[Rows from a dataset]
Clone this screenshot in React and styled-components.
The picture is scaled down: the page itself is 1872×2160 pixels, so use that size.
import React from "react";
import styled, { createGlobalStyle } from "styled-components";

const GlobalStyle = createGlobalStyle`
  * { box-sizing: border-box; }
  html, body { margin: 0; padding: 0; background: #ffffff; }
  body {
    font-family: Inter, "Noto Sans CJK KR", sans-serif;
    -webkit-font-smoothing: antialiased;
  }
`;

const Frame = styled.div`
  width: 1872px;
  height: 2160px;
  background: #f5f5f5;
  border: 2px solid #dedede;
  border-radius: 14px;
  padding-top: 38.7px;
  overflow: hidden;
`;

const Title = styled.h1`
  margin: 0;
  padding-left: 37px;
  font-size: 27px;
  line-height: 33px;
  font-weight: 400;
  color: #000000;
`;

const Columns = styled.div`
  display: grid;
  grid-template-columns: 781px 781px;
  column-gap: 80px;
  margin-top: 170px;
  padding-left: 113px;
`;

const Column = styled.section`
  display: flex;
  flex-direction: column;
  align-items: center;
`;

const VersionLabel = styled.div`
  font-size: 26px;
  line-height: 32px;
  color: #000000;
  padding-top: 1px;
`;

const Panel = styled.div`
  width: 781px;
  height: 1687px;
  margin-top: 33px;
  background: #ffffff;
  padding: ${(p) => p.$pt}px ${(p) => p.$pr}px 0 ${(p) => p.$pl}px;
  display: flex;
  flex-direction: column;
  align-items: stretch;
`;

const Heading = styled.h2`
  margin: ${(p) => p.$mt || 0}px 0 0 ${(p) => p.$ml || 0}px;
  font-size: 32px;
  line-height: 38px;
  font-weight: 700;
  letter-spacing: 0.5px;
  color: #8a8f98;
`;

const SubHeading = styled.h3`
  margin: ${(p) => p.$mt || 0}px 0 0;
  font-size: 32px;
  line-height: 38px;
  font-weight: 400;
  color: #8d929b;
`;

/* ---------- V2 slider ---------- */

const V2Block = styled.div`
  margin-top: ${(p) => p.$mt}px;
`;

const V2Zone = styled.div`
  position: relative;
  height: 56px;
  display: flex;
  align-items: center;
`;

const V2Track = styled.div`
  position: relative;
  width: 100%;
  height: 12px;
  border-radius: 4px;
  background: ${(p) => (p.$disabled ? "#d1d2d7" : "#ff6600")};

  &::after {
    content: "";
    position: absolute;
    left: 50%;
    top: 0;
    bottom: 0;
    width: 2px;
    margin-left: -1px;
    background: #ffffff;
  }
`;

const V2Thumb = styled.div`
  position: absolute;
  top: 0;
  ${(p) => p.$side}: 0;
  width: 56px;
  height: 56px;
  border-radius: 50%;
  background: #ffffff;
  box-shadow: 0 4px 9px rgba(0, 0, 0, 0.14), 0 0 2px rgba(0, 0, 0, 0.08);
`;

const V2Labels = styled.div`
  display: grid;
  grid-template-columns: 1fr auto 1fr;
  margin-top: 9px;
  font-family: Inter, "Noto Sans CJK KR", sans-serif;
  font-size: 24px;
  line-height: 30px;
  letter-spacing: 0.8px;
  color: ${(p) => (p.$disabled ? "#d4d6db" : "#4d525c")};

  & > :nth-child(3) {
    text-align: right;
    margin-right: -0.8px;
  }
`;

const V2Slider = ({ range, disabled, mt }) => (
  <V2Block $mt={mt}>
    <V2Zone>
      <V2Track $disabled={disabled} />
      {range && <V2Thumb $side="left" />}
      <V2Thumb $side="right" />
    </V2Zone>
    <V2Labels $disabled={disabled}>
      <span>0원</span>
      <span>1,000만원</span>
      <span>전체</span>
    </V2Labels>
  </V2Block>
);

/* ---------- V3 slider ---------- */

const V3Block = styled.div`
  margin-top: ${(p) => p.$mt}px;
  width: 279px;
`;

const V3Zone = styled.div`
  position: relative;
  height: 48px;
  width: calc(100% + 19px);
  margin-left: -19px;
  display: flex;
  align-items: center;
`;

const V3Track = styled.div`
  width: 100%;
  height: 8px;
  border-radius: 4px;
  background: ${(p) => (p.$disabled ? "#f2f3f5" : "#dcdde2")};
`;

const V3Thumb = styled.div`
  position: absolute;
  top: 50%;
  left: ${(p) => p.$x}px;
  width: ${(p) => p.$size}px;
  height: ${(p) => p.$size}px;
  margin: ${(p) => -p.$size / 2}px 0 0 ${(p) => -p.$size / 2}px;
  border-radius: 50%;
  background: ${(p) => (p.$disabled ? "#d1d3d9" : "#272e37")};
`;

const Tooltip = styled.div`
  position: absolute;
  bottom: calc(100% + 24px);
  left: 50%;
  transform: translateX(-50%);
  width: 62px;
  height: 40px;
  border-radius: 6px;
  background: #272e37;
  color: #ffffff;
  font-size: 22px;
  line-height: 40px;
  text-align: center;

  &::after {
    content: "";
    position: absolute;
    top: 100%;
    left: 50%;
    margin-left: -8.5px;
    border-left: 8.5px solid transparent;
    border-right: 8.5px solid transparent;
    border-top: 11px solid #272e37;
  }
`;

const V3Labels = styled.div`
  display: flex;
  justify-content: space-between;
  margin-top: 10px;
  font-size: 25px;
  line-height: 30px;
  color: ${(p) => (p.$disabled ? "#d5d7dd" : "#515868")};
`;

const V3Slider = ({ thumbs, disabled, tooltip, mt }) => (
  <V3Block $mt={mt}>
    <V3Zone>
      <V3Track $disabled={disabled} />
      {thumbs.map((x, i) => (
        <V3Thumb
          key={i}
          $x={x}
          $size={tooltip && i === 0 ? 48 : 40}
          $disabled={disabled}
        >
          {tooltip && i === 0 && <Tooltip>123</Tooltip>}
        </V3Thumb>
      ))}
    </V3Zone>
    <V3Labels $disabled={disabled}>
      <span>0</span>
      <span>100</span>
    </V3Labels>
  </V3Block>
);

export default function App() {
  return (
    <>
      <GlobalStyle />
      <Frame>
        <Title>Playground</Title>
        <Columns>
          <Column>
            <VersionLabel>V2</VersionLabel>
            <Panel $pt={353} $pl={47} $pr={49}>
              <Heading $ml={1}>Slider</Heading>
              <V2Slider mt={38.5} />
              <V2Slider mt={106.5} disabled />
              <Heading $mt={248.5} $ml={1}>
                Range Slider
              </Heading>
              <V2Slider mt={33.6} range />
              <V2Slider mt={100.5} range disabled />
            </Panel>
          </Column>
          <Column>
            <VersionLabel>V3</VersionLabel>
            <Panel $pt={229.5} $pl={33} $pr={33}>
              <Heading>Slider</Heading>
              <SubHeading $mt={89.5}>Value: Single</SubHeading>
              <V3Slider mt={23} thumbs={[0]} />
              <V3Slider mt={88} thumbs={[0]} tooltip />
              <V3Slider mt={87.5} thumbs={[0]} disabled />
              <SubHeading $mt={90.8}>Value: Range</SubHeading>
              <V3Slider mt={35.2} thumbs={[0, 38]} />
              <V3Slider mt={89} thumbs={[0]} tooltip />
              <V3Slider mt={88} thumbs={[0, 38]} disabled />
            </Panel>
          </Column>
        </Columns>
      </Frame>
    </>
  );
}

---

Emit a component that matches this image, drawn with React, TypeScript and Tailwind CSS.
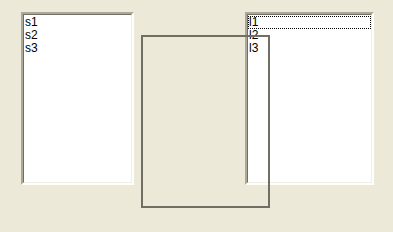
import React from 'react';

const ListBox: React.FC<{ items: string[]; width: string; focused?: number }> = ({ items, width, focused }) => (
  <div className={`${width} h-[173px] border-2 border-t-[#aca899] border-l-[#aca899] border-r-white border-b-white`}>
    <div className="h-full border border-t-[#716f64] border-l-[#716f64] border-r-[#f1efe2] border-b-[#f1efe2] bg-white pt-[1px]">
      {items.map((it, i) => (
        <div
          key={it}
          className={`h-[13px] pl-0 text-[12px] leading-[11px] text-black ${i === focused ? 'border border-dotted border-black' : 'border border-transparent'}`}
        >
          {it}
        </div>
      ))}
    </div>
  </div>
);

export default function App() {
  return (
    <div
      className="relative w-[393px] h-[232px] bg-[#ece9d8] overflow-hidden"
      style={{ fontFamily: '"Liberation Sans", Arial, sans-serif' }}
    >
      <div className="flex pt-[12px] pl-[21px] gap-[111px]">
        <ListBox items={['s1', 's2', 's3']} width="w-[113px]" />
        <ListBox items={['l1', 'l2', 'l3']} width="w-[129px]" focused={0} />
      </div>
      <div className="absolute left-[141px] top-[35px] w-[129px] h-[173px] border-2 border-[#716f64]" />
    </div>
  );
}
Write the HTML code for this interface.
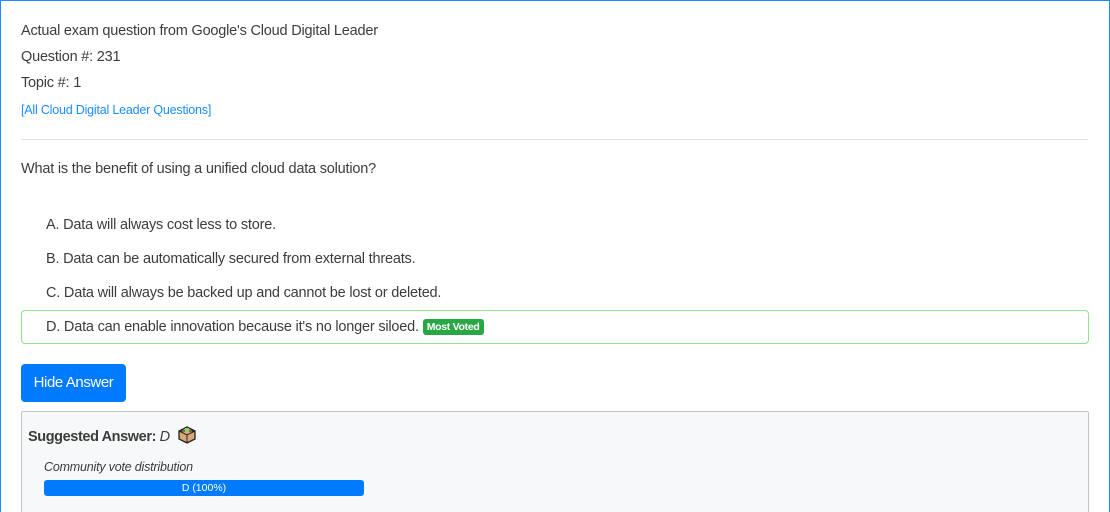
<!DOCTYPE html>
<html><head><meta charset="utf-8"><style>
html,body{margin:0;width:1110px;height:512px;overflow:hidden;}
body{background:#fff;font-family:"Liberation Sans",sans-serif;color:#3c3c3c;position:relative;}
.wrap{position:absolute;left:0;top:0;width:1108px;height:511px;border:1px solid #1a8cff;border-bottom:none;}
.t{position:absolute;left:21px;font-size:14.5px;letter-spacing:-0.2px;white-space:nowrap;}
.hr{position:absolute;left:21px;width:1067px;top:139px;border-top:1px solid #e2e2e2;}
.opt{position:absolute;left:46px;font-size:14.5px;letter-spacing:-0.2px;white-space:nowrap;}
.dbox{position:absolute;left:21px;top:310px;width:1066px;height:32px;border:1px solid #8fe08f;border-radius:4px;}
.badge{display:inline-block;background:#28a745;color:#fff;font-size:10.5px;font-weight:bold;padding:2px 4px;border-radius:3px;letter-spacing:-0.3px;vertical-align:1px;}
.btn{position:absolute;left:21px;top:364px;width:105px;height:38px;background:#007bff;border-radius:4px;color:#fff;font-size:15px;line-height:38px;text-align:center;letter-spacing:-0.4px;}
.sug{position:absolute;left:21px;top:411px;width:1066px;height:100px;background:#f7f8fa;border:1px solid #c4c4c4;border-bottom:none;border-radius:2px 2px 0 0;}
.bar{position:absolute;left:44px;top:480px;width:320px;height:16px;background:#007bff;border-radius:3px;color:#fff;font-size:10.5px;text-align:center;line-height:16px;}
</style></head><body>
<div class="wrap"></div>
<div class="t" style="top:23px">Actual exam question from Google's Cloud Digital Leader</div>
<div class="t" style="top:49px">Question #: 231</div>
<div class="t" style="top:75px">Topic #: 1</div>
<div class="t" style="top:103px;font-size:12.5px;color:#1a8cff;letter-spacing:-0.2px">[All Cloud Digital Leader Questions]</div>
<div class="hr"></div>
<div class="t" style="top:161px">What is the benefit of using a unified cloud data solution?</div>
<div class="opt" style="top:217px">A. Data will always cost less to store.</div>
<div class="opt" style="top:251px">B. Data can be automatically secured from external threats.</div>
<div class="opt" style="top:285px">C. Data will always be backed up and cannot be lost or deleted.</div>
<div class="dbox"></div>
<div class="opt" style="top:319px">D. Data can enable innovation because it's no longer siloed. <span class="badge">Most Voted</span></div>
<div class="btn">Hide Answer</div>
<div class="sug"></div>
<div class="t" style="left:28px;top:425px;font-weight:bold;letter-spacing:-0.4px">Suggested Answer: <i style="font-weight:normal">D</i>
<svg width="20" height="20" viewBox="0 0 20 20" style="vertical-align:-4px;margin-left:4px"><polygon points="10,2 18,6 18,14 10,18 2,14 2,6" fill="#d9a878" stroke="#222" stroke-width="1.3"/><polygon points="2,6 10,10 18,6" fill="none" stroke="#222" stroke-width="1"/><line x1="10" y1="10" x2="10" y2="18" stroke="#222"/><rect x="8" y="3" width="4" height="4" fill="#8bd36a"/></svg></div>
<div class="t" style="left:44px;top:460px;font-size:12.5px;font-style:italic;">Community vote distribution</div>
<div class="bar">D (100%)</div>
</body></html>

--

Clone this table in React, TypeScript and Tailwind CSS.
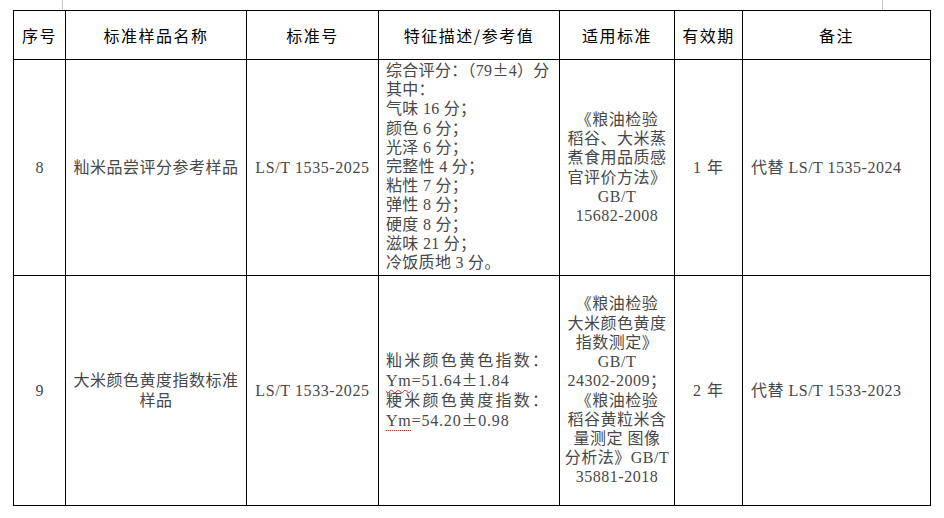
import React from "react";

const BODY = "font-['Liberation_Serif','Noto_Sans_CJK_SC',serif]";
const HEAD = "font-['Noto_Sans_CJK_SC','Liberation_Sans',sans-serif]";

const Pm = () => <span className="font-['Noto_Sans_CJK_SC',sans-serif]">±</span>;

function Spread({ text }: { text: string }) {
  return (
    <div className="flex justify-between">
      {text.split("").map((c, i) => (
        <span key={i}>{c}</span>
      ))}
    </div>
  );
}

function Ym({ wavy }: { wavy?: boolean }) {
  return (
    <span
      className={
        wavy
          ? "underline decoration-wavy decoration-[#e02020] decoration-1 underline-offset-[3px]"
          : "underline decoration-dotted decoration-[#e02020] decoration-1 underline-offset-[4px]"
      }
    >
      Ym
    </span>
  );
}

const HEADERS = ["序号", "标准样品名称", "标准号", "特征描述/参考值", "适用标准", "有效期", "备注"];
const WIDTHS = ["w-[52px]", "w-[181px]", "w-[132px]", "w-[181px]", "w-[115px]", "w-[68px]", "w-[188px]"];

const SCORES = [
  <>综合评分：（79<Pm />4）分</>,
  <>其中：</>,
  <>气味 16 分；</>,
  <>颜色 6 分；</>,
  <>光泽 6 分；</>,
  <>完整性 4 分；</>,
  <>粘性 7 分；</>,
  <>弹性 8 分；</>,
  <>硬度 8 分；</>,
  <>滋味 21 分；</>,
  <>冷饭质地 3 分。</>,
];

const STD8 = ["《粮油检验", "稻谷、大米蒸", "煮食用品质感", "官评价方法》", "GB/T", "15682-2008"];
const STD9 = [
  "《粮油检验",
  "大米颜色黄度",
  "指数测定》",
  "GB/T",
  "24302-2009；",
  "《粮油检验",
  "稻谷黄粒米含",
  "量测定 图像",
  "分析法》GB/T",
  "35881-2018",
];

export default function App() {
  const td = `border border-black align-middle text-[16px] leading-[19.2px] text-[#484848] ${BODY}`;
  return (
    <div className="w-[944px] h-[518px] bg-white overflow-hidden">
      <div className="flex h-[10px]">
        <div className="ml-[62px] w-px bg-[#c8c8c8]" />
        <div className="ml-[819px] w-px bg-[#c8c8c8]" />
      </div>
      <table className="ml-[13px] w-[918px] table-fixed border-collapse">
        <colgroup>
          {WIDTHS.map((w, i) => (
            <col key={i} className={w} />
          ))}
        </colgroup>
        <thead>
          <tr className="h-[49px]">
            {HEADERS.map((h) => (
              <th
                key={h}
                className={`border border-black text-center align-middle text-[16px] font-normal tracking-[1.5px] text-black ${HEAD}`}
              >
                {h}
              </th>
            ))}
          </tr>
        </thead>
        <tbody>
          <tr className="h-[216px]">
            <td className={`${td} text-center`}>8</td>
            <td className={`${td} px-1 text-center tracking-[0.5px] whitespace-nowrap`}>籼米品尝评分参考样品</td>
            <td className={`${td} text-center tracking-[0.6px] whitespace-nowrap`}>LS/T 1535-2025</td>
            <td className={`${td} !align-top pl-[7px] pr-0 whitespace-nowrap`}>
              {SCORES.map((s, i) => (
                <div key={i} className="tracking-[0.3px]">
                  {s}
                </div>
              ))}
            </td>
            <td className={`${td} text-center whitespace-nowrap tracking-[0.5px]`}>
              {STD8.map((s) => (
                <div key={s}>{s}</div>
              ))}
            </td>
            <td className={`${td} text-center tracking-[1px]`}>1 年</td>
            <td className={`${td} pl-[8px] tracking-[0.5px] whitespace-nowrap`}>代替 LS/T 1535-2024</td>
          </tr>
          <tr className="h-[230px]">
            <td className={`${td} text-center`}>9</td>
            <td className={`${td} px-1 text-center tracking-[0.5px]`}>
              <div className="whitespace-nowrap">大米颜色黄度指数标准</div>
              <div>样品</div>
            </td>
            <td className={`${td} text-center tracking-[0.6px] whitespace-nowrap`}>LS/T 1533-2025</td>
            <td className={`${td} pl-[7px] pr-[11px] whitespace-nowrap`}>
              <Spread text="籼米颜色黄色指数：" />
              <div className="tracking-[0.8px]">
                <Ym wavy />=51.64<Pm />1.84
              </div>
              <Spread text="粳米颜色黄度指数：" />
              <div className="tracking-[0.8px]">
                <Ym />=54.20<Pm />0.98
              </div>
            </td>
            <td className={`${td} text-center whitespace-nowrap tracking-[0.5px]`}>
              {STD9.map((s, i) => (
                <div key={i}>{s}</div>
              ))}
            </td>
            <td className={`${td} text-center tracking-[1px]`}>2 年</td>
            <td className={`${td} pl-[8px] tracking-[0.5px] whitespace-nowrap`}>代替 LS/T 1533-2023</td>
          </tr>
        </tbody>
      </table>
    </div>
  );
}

#### Directive
Make an exact copy of the lines from the one with "Emit a component" through the one with "import React from 'react';", both ends in, and nothing else. Drop every picture.

#### Correct result
Emit a component that matches this image, drawn with React, TypeScript and Tailwind CSS.
import React from 'react';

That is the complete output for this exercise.